-- Start --

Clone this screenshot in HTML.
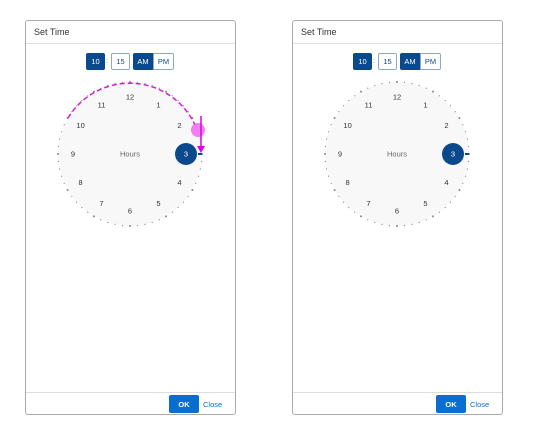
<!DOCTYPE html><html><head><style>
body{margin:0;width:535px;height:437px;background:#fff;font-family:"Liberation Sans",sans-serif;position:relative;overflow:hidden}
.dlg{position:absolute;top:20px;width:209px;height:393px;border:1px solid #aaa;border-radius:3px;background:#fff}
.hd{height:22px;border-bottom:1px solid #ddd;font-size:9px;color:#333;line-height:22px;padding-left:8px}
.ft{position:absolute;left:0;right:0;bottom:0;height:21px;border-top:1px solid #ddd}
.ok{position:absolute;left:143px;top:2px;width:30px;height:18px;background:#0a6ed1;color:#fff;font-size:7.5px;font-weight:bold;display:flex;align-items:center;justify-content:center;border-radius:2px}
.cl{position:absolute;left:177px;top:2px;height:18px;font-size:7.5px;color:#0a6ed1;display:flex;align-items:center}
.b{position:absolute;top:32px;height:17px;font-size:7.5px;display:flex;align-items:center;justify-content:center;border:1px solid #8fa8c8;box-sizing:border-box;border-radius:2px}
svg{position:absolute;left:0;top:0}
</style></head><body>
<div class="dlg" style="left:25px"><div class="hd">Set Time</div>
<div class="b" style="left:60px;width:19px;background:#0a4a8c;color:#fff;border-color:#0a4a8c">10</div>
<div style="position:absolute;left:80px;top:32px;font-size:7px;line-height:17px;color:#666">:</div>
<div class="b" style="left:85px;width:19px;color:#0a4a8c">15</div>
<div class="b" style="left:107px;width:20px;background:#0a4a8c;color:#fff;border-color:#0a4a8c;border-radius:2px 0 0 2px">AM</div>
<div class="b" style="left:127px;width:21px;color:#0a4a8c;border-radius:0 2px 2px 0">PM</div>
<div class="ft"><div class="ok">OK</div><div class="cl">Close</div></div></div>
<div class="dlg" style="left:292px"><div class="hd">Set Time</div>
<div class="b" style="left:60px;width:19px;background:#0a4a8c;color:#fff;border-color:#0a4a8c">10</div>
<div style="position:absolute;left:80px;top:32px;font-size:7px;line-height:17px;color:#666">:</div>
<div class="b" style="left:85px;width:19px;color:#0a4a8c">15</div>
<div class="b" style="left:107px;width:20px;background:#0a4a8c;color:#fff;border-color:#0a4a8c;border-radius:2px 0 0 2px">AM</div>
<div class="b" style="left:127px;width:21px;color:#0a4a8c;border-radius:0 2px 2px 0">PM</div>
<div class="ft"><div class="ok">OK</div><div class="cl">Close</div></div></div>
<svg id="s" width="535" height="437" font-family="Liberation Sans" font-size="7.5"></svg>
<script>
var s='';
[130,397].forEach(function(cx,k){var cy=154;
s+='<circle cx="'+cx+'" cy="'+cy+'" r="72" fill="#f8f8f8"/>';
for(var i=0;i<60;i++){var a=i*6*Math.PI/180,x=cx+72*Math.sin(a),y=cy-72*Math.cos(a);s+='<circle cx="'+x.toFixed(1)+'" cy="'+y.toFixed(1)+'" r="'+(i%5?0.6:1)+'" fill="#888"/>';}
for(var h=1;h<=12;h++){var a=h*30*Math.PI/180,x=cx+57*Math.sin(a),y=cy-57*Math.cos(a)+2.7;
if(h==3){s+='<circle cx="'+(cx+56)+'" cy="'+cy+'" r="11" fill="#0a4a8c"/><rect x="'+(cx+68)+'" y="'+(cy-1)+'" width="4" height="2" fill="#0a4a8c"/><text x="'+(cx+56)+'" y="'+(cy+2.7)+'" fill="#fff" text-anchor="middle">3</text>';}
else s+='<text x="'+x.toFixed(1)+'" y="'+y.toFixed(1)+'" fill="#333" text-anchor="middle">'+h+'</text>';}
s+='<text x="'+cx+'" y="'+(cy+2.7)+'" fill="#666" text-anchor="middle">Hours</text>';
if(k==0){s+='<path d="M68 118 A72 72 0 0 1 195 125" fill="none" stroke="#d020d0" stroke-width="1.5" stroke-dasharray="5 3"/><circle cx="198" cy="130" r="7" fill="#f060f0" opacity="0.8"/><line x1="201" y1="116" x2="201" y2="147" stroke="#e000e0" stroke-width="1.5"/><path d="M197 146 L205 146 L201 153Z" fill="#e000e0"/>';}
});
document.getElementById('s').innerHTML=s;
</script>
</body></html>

-- End --

Please set down each line of the data above exactly as written, without the pictures.

Clone this screenshot in HTML.
<!DOCTYPE html><html><head><style>
body{margin:0;width:535px;height:437px;background:#fff;font-family:"Liberation Sans",sans-serif;position:relative;overflow:hidden}
.dlg{position:absolute;top:20px;width:209px;height:393px;border:1px solid #aaa;border-radius:3px;background:#fff}
.hd{height:22px;border-bottom:1px solid #ddd;font-size:9px;color:#333;line-height:22px;padding-left:8px}
.ft{position:absolute;left:0;right:0;bottom:0;height:21px;border-top:1px solid #ddd}
.ok{position:absolute;left:143px;top:2px;width:30px;height:18px;background:#0a6ed1;color:#fff;font-size:7.5px;font-weight:bold;display:flex;align-items:center;justify-content:center;border-radius:2px}
.cl{position:absolute;left:177px;top:2px;height:18px;font-size:7.5px;color:#0a6ed1;display:flex;align-items:center}
.b{position:absolute;top:32px;height:17px;font-size:7.5px;display:flex;align-items:center;justify-content:center;border:1px solid #8fa8c8;box-sizing:border-box;border-radius:2px}
svg{position:absolute;left:0;top:0}
</style></head><body>
<div class="dlg" style="left:25px"><div class="hd">Set Time</div>
<div class="b" style="left:60px;width:19px;background:#0a4a8c;color:#fff;border-color:#0a4a8c">10</div>
<div style="position:absolute;left:80px;top:32px;font-size:7px;line-height:17px;color:#666">:</div>
<div class="b" style="left:85px;width:19px;color:#0a4a8c">15</div>
<div class="b" style="left:107px;width:20px;background:#0a4a8c;color:#fff;border-color:#0a4a8c;border-radius:2px 0 0 2px">AM</div>
<div class="b" style="left:127px;width:21px;color:#0a4a8c;border-radius:0 2px 2px 0">PM</div>
<div class="ft"><div class="ok">OK</div><div class="cl">Close</div></div></div>
<div class="dlg" style="left:292px"><div class="hd">Set Time</div>
<div class="b" style="left:60px;width:19px;background:#0a4a8c;color:#fff;border-color:#0a4a8c">10</div>
<div style="position:absolute;left:80px;top:32px;font-size:7px;line-height:17px;color:#666">:</div>
<div class="b" style="left:85px;width:19px;color:#0a4a8c">15</div>
<div class="b" style="left:107px;width:20px;background:#0a4a8c;color:#fff;border-color:#0a4a8c;border-radius:2px 0 0 2px">AM</div>
<div class="b" style="left:127px;width:21px;color:#0a4a8c;border-radius:0 2px 2px 0">PM</div>
<div class="ft"><div class="ok">OK</div><div class="cl">Close</div></div></div>
<svg id="s" width="535" height="437" font-family="Liberation Sans" font-size="7.5"></svg>
<script>
var s='';
[130,397].forEach(function(cx,k){var cy=154;
s+='<circle cx="'+cx+'" cy="'+cy+'" r="72" fill="#f8f8f8"/>';
for(var i=0;i<60;i++){var a=i*6*Math.PI/180,x=cx+72*Math.sin(a),y=cy-72*Math.cos(a);s+='<circle cx="'+x.toFixed(1)+'" cy="'+y.toFixed(1)+'" r="'+(i%5?0.6:1)+'" fill="#888"/>';}
for(var h=1;h<=12;h++){var a=h*30*Math.PI/180,x=cx+57*Math.sin(a),y=cy-57*Math.cos(a)+2.7;
if(h==3){s+='<circle cx="'+(cx+56)+'" cy="'+cy+'" r="11" fill="#0a4a8c"/><rect x="'+(cx+68)+'" y="'+(cy-1)+'" width="4" height="2" fill="#0a4a8c"/><text x="'+(cx+56)+'" y="'+(cy+2.7)+'" fill="#fff" text-anchor="middle">3</text>';}
else s+='<text x="'+x.toFixed(1)+'" y="'+y.toFixed(1)+'" fill="#333" text-anchor="middle">'+h+'</text>';}
s+='<text x="'+cx+'" y="'+(cy+2.7)+'" fill="#666" text-anchor="middle">Hours</text>';
if(k==0){s+='<path d="M68 118 A72 72 0 0 1 195 125" fill="none" stroke="#d020d0" stroke-width="1.5" stroke-dasharray="5 3"/><circle cx="198" cy="130" r="7" fill="#f060f0" opacity="0.8"/><line x1="201" y1="116" x2="201" y2="147" stroke="#e000e0" stroke-width="1.5"/><path d="M197 146 L205 146 L201 153Z" fill="#e000e0"/>';}
});
document.getElementById('s').innerHTML=s;
</script>
</body></html>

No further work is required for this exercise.